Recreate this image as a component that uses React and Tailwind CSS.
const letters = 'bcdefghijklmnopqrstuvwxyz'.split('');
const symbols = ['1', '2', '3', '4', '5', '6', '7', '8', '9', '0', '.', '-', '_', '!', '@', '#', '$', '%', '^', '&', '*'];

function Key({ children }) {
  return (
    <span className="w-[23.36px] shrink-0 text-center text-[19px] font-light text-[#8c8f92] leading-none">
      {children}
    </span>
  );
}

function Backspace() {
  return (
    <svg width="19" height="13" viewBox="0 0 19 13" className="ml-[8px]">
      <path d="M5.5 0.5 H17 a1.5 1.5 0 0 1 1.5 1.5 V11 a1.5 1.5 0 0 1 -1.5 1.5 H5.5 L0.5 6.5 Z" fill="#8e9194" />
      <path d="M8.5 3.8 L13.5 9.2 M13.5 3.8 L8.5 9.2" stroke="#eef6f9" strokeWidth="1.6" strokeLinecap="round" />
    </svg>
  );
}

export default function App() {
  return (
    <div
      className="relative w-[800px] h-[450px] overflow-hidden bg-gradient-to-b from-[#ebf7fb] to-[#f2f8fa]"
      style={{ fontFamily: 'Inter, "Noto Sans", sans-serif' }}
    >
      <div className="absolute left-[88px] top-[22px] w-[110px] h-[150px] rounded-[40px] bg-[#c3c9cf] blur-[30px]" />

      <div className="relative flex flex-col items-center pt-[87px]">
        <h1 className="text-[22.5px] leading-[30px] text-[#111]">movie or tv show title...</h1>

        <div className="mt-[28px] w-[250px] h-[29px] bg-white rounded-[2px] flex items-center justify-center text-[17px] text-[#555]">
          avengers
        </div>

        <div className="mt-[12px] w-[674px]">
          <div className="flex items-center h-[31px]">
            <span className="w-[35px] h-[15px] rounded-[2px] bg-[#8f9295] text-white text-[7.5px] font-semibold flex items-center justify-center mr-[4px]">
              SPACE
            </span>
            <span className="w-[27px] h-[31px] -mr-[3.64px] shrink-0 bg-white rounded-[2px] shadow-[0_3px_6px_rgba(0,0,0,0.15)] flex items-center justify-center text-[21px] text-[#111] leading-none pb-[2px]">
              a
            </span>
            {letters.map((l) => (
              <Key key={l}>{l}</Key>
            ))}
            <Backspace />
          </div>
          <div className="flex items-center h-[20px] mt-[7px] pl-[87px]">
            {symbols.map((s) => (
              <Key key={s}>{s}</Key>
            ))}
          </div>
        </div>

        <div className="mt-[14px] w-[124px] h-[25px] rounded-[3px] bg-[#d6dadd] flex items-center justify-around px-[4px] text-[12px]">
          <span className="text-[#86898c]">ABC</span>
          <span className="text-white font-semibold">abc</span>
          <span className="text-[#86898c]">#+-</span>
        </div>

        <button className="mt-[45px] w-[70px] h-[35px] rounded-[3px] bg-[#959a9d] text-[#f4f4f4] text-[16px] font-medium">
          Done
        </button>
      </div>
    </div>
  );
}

************

§ **Goal of the exercise**
Return all the data exactly as given.

§ **Result of the task**
Recreate this image as a component that uses React and Tailwind CSS.
const letters = 'bcdefghijklmnopqrstuvwxyz'.split('');
const symbols = ['1', '2', '3', '4', '5', '6', '7', '8', '9', '0', '.', '-', '_', '!', '@', '#', '$', '%', '^', '&', '*'];

function Key({ children }) {
  return (
    <span className="w-[23.36px] shrink-0 text-center text-[19px] font-light text-[#8c8f92] leading-none">
      {children}
    </span>
  );
}

function Backspace() {
  return (
    <svg width="19" height="13" viewBox="0 0 19 13" className="ml-[8px]">
      <path d="M5.5 0.5 H17 a1.5 1.5 0 0 1 1.5 1.5 V11 a1.5 1.5 0 0 1 -1.5 1.5 H5.5 L0.5 6.5 Z" fill="#8e9194" />
      <path d="M8.5 3.8 L13.5 9.2 M13.5 3.8 L8.5 9.2" stroke="#eef6f9" strokeWidth="1.6" strokeLinecap="round" />
    </svg>
  );
}

export default function App() {
  return (
    <div
      className="relative w-[800px] h-[450px] overflow-hidden bg-gradient-to-b from-[#ebf7fb] to-[#f2f8fa]"
      style={{ fontFamily: 'Inter, "Noto Sans", sans-serif' }}
    >
      <div className="absolute left-[88px] top-[22px] w-[110px] h-[150px] rounded-[40px] bg-[#c3c9cf] blur-[30px]" />

      <div className="relative flex flex-col items-center pt-[87px]">
        <h1 className="text-[22.5px] leading-[30px] text-[#111]">movie or tv show title...</h1>

        <div className="mt-[28px] w-[250px] h-[29px] bg-white rounded-[2px] flex items-center justify-center text-[17px] text-[#555]">
          avengers
        </div>

        <div className="mt-[12px] w-[674px]">
          <div className="flex items-center h-[31px]">
            <span className="w-[35px] h-[15px] rounded-[2px] bg-[#8f9295] text-white text-[7.5px] font-semibold flex items-center justify-center mr-[4px]">
              SPACE
            </span>
            <span className="w-[27px] h-[31px] -mr-[3.64px] shrink-0 bg-white rounded-[2px] shadow-[0_3px_6px_rgba(0,0,0,0.15)] flex items-center justify-center text-[21px] text-[#111] leading-none pb-[2px]">
              a
            </span>
            {letters.map((l) => (
              <Key key={l}>{l}</Key>
            ))}
            <Backspace />
          </div>
          <div className="flex items-center h-[20px] mt-[7px] pl-[87px]">
            {symbols.map((s) => (
              <Key key={s}>{s}</Key>
            ))}
          </div>
        </div>

        <div className="mt-[14px] w-[124px] h-[25px] rounded-[3px] bg-[#d6dadd] flex items-center justify-around px-[4px] text-[12px]">
          <span className="text-[#86898c]">ABC</span>
          <span className="text-white font-semibold">abc</span>
          <span className="text-[#86898c]">#+-</span>
        </div>

        <button className="mt-[45px] w-[70px] h-[35px] rounded-[3px] bg-[#959a9d] text-[#f4f4f4] text-[16px] font-medium">
          Done
        </button>
      </div>
    </div>
  );
}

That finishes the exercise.